In a mixing bowl, stir together the flour, sugar, coconut, baking powder, baking soda, and salt. Cut in the butter using a pastry blender until the mixture is crumbly.

In a smaller bowl, whisk together the yogurt, egg yolk, vanilla, coconut extract, and lime zest. Add the yogurt mixture into the flour/butter mixture and gently fold it in, forming a shaggy dough.

Turn the dough out onto a lightly floured work surface.

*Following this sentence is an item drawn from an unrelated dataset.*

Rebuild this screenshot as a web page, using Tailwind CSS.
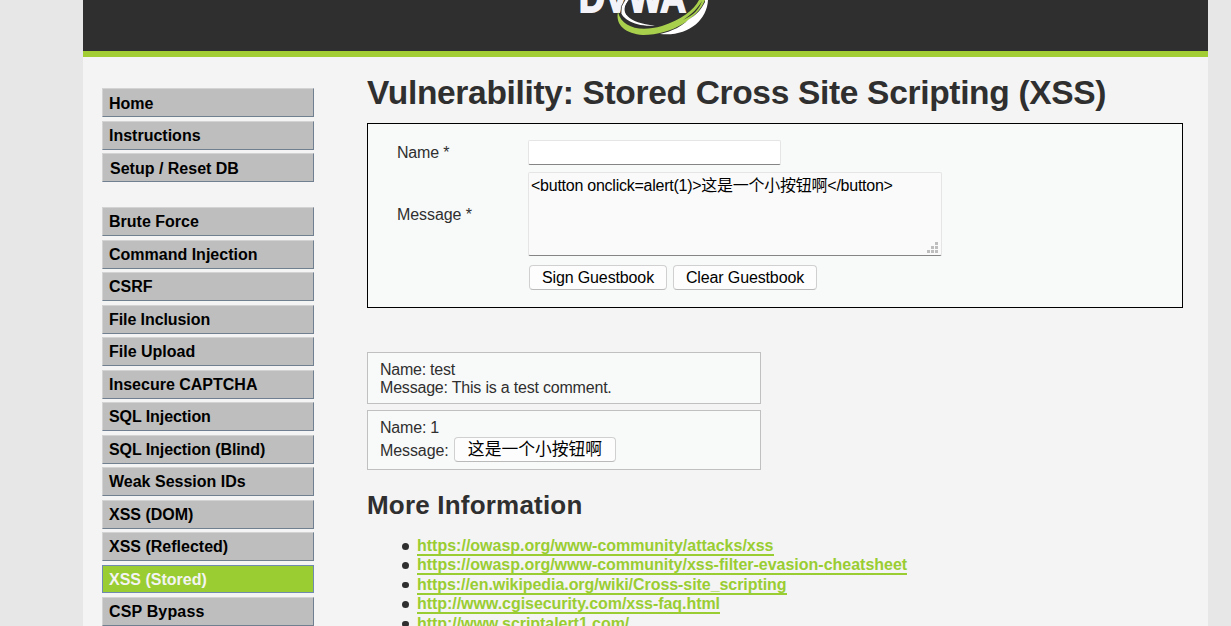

Gently pat the dough together until it holds its shape and can be formed into a 3/4 inch-thick disc, being careful not to overwork the dough or knead it too much. Cut the disc into 8 equal-sized triangles. Place each triangle on the parchment-lined baking sheet. Brush the top of each triangle with heavy cream.

Bake 14-16 minutes or until golden on the edges and cooked through. Remove pan from oven and set aside to cool on a baking rack while you make the glaze.

For the glaze:
In a medium sized bowl whisk together the Greek yogurt, lime juice, and green food coloring, if using. Gradually add powdered sugar, whisking briskly until smooth and you have a thick, but runny glaze. Drizzle the glaze over warm scones, then immediately sprinkle scones with toasted coconut. Allow the glaze to set before serving.

Notes:
I toast my coconut in a small frying pan over medium heat, stirring often until golden.